The new National Assembly Electoral Act, which is a result of dialogue, seems to have attempted to respond to a number of 2007 outstanding issues.
Yet even before briefly analysing this law it is important for us to question the IEC’s preparedness.
In the recent local government elections, IEC was under the spotlight for poor registration due to the unreliable machines it was using.
This nearly caused a boycott by the opposition parties.
However this time the IEC seems to have improved drastically on registration.
The machinery and crowd pulling activities aimed at promoting registration have been mounted in partnership with other sectors such as the media, political parties and consultants.
Pursuant to the Electoral Law, IEC has established a track-two conflict management strategy.
Each of the 10 districts will have a conciliator and the district conflict management team chaired by the Lesotho Council of NGOs and made up of political parties, the church and other stakeholders.
Conciliators who are already undergoing conflict management training shall use the “interest-based approach” to conflict handling rather than the “power and rights-based approach” to address disagreements through dialogue.
Matters that cannot be resolved by the conciliators and the district conflict management committees shall be referred to IEC.
Before referring the matter to the Tribunal which has court features in terms of conduct and law orientation, IEC will refer it to the conflict management panel.
This is a higher structure which is aimed at using dialogue to resolve election disputes particularly over the code of conduct.
This initiative has the potential of deterring latent conflict from escalating into a crisis.
This is over and above the existing committee system where IEC consults on a regular basis with political parties on a wide range of issues: law, logistics, data, etc.

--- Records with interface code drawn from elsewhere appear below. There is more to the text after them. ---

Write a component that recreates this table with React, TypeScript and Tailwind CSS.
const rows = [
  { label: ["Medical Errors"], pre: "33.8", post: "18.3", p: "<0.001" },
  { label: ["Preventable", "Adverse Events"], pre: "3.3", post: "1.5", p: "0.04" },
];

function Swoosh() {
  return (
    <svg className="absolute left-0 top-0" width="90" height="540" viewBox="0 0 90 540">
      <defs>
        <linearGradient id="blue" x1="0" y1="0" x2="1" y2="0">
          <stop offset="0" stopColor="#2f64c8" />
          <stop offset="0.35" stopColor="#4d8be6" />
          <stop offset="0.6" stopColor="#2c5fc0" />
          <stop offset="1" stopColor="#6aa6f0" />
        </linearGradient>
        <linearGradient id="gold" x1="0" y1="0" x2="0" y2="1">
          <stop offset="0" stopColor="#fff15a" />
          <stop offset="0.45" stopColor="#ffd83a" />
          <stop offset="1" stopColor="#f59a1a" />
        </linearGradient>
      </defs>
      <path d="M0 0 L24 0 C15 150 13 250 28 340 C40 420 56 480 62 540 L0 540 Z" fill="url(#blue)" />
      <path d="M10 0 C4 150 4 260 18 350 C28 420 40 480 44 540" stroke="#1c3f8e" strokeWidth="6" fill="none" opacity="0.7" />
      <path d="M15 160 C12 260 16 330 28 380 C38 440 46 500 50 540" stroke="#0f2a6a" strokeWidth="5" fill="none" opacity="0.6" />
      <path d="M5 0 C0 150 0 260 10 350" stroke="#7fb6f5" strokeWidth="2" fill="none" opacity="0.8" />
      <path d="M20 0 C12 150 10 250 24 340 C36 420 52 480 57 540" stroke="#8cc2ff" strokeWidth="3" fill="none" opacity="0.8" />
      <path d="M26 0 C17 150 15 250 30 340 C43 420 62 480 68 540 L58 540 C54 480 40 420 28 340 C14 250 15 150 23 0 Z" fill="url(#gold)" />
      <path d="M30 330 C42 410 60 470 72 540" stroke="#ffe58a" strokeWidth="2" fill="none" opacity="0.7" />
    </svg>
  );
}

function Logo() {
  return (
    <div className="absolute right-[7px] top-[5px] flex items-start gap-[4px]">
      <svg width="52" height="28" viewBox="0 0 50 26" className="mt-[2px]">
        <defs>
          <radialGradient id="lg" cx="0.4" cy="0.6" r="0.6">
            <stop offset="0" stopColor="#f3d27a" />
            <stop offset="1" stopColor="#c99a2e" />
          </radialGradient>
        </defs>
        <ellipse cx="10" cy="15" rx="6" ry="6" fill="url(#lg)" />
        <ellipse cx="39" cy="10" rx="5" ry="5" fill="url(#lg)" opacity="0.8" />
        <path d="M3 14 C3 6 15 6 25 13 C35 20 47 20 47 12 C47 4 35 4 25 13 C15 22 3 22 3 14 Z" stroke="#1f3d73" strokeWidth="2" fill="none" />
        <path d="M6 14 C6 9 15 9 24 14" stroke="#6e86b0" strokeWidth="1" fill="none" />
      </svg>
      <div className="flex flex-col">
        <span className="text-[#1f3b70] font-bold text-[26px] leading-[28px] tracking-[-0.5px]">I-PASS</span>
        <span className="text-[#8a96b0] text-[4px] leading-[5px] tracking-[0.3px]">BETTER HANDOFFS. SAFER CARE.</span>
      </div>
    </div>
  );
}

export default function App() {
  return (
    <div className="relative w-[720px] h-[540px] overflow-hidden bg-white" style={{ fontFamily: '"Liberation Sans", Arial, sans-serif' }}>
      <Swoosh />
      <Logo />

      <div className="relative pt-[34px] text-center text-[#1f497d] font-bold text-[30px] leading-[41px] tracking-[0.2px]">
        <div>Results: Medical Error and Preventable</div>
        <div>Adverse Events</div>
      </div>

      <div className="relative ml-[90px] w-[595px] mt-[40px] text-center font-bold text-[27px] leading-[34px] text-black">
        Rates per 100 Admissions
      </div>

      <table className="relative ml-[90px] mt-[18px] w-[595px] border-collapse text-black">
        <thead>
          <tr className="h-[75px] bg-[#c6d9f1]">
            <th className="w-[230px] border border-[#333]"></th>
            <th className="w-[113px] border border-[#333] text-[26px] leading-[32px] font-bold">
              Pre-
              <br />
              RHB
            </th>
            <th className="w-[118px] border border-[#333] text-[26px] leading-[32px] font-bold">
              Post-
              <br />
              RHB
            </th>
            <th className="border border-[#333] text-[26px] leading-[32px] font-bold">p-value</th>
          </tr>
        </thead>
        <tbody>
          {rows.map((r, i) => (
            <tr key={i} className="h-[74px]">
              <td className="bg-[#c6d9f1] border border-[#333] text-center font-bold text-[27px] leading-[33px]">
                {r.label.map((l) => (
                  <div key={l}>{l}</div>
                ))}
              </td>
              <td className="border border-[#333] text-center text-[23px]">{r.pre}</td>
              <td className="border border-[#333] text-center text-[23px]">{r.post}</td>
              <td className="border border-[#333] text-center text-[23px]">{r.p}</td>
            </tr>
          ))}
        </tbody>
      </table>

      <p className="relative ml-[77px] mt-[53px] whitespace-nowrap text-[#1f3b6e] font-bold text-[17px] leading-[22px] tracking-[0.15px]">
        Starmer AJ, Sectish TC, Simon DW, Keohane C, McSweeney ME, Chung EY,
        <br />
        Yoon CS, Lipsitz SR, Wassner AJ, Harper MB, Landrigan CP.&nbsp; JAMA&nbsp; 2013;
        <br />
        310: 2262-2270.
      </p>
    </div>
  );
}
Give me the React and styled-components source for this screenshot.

For electoral education IEC will continue to cooperate with civil society organisations.
Basotho need education on the changes to the electoral model, motivation to register and vote in large numbers and remain vigilant on governance issues even after elections.
The discontent over unscrupulous pre-election alliances which led to the questioned legitimacy of allocation of seats has been addressed in the new law.
The new law compels all parties willing to contest elections in an alliance to declare and register it with IEC.
This therefore means that for the purposes of allocation they will be treated as an entity.
The new law further gives the High Court jurisdiction over determination of appropriateness of allocation of seats and empowers an elector, political party, IEC and the attorney general to petition the court to consider re-allocation of seats, both constituency and PR, on the grounds which may be convincing to the court.
Although these changes addressed the post-2007 issues it may not be appropriate to conclude on their basis that post-2012 elections will be tranquil.
It would only be so if the same 2007 disagreements were to be issues of contention this time around.
However it looks like 2012 has its own issues different from 2007.
IEC preparedness and the changed law would not supersede political forces.
The question is whether the political climate for 2012 shall be contained by the preparations made by IEC and the new law.
Without engagement of any political forecasting tools one foresees a situation after elections where no single party may have outright majority to form government.
If that occurs, then a coalition government will be possible.